Phoebe in the barnyard, pewee in the woods. What is it about cleared land that turns a lilting refrain into a burden, a shrill work song?
phoebe
March 20, 2011
Cold and quiet. Two phoebes are refurbishing the nest under the springhouse eaves, going to the stream and returning with beaks full of mud.
March 19, 2011
Colder this morning, and no sign of the phoebes that came back yesterday. A robin sings and falls silent. The sun comes out, goes in.
December 19, 2010
The cattails’ broken blades are white with rime. Two juncos flutter up under the springhouse eaves, investigating the empty phoebe nest.
September 28, 2010
How does the poison ivy know to turn the same salmon as the red maple it has infiltrated? A phoebe chases a kinglet from the roadside weeds.
September 5, 2010
A cloudless sunrise. The woods are full of soft chirps—migrants, I suppose. Up by the barn, a phoebe calls for the first time in weeks.
July 7, 2010
A phoebe’s spiraling dive ends with an audible snap of its bill.

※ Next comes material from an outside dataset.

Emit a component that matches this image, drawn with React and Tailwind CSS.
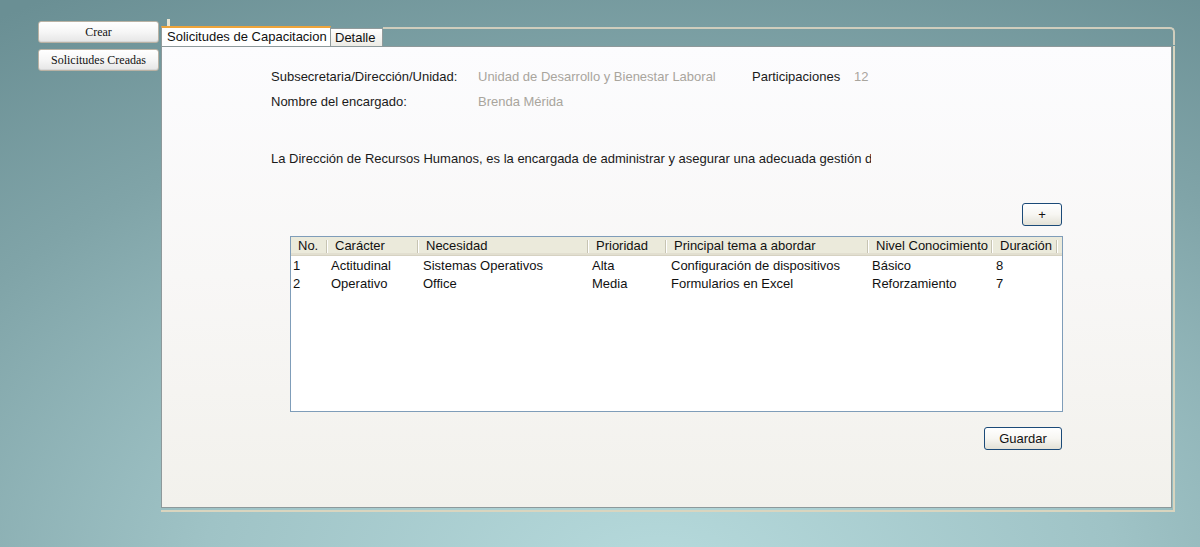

A catbird improvises from the lilac, switching branches after each line.
June 30, 2010
A phoebe pecks at the porch roof, then lands in the cherry tree with its feathers puffed out against the cold. The waning moon.
June 9, 2010
Steady rain. A phoebe snatches insects from the undersides of birch leaves, and in the distant drone of an airplane I hear news of the sun.
May 18, 2010
Hard rain forces the phoebes to dive into the weeds in search of prey, returning drenched to their dry and querulous brood under the eaves.
April 1, 2010
The springhouse phoebe has a mate. He sings from the crabapple while she flutters under the eaves, bill thrusting into the old nest.
March 18, 2010
Thin stratus cloud, but the air’s clear as ever. The first phoebe is back, revisiting all his old haunts to make sure his song still works.
September 14, 2009
Sitting under the portico while the paint dries on the porch. The crickets sound different here. A phoebe calls for the first time in weeks.
August 14, 2009
Thin fog. Now that the phoebes have left, their shy cousins the pewees have come out of the woods, and herald each sunrise in a slow drawl.